# PROBLEM STATEMENT
Take the lines of the data below from the very first through the line containing "const columns = [0, 343.3, 686.7];" and output them exactly, pictures excluded.

# DATA SECTION
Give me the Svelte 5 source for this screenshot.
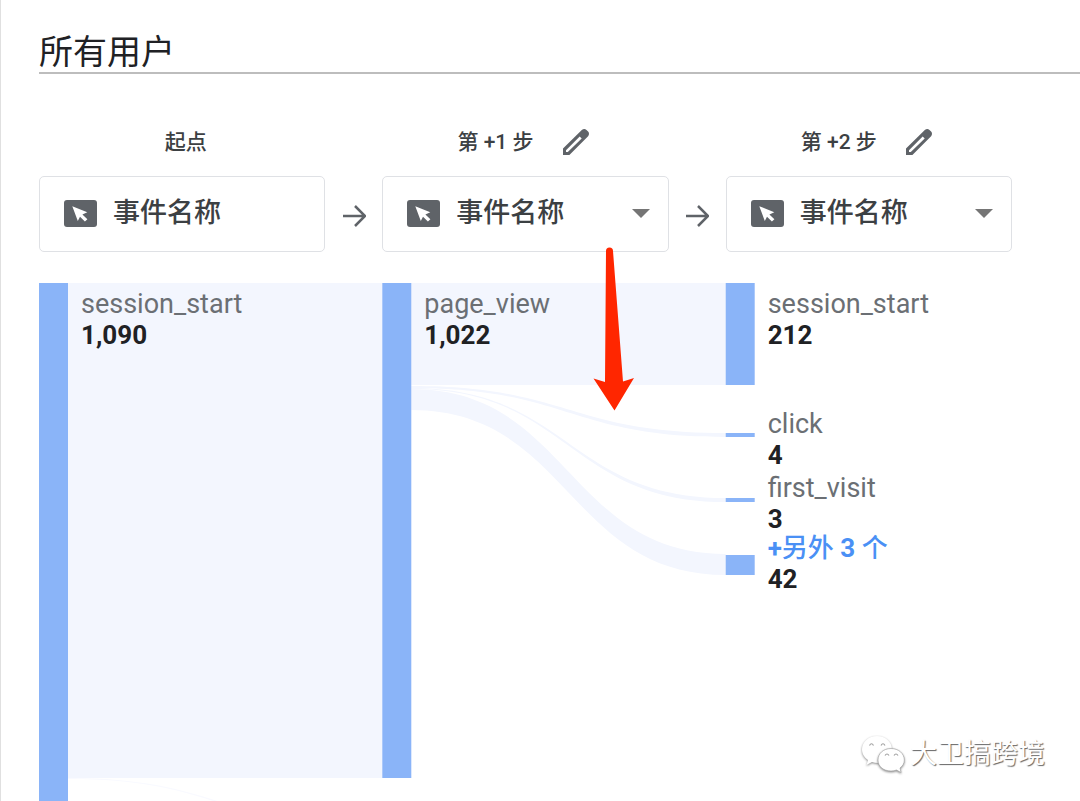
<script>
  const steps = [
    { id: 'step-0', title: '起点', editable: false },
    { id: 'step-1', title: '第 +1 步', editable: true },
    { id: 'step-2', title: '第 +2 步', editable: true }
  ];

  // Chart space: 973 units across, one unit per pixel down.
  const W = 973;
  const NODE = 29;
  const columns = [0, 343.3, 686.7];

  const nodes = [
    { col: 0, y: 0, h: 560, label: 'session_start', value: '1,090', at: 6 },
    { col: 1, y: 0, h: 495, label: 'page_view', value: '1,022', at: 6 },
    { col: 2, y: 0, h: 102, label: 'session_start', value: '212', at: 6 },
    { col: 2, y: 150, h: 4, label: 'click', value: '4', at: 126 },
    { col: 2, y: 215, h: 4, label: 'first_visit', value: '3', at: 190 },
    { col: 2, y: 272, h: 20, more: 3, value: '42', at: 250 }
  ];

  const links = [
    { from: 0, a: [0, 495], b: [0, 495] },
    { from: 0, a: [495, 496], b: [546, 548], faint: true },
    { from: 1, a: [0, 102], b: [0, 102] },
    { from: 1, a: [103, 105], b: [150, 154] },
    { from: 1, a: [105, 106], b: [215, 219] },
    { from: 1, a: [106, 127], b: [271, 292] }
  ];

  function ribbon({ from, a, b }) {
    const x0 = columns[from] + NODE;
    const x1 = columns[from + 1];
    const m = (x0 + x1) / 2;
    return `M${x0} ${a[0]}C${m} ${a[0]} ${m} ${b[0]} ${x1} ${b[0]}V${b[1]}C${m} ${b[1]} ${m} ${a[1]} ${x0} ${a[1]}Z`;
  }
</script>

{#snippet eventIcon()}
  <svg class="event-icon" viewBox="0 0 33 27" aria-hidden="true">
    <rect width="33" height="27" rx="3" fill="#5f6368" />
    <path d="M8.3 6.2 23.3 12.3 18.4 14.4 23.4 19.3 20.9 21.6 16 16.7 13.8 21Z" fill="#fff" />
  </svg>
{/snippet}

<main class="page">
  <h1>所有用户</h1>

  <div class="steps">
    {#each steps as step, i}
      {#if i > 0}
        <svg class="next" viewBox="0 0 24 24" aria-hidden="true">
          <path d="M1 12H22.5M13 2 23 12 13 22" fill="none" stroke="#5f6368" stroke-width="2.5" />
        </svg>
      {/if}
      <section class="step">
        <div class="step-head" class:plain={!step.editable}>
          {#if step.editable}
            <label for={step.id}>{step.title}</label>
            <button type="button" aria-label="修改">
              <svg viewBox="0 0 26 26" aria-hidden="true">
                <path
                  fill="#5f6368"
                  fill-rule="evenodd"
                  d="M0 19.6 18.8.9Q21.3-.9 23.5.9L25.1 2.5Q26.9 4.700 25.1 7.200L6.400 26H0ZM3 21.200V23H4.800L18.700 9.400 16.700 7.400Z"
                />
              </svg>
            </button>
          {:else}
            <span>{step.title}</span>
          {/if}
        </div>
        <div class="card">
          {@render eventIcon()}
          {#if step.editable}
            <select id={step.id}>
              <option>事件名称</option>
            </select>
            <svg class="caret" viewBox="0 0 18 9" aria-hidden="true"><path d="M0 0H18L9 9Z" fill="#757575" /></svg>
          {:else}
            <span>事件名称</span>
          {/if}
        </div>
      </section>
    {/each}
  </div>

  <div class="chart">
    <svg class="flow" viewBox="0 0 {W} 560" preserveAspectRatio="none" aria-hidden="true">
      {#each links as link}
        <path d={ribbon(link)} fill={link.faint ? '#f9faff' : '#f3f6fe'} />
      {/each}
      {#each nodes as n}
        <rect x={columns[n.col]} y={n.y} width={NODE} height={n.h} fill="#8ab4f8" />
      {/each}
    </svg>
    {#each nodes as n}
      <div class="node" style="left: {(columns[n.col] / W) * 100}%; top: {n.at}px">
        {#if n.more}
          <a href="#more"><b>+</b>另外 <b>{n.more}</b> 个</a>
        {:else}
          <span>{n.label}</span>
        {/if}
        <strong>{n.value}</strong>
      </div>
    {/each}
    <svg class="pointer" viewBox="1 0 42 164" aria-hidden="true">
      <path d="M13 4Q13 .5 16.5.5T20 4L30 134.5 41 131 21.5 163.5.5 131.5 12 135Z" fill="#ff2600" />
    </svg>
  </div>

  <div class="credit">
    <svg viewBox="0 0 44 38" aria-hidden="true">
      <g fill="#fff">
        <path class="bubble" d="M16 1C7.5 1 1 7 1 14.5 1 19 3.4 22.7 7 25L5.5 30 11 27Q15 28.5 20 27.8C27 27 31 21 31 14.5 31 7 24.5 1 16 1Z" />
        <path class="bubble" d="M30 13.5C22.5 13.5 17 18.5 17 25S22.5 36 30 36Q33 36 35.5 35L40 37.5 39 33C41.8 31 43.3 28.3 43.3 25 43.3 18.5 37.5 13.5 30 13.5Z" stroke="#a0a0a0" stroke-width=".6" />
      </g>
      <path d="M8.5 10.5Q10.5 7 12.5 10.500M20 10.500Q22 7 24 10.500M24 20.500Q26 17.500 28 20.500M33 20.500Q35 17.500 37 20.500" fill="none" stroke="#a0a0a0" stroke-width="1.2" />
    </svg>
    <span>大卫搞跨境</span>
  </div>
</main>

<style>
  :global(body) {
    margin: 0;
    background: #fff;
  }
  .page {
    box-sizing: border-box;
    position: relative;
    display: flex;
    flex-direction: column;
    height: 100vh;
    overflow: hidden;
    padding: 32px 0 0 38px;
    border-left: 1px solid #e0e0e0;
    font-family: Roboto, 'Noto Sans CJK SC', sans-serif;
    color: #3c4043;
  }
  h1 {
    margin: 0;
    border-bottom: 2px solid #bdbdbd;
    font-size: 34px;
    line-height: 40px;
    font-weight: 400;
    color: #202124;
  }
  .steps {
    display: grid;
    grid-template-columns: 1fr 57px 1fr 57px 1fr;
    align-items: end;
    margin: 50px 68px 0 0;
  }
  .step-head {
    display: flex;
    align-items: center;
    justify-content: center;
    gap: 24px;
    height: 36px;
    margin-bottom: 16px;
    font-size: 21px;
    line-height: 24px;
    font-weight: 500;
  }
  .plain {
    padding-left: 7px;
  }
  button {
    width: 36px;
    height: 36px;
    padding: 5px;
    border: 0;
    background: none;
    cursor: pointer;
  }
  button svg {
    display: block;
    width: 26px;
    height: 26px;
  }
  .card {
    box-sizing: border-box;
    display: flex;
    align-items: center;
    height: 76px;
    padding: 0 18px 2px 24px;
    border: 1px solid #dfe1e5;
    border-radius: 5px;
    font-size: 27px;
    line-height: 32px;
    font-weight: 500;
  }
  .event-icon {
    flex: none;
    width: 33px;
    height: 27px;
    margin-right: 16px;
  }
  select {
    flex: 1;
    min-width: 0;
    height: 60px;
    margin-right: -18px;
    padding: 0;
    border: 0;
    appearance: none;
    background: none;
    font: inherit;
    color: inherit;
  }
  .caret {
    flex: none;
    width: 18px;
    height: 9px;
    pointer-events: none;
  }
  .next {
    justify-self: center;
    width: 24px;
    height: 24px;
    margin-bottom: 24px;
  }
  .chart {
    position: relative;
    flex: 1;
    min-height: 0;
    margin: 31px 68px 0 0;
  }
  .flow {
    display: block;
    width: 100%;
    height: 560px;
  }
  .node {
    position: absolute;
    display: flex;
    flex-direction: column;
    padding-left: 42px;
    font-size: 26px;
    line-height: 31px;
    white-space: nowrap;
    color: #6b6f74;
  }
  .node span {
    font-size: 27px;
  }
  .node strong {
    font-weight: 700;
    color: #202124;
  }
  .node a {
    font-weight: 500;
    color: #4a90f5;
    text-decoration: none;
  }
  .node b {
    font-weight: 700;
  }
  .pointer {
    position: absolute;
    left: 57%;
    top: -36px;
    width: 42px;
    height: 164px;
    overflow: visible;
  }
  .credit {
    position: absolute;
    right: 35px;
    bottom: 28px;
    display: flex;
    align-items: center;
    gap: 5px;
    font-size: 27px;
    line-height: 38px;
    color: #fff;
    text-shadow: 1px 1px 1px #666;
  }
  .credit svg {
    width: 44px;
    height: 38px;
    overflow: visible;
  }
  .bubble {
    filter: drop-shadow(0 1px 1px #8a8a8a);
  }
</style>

# COMPLETE RESPONSE
Give me the Svelte 5 source for this screenshot.
<script>
  const steps = [
    { id: 'step-0', title: '起点', editable: false },
    { id: 'step-1', title: '第 +1 步', editable: true },
    { id: 'step-2', title: '第 +2 步', editable: true }
  ];

  // Chart space: 973 units across, one unit per pixel down.
  const W = 973;
  const NODE = 29;
  const columns = [0, 343.3, 686.7];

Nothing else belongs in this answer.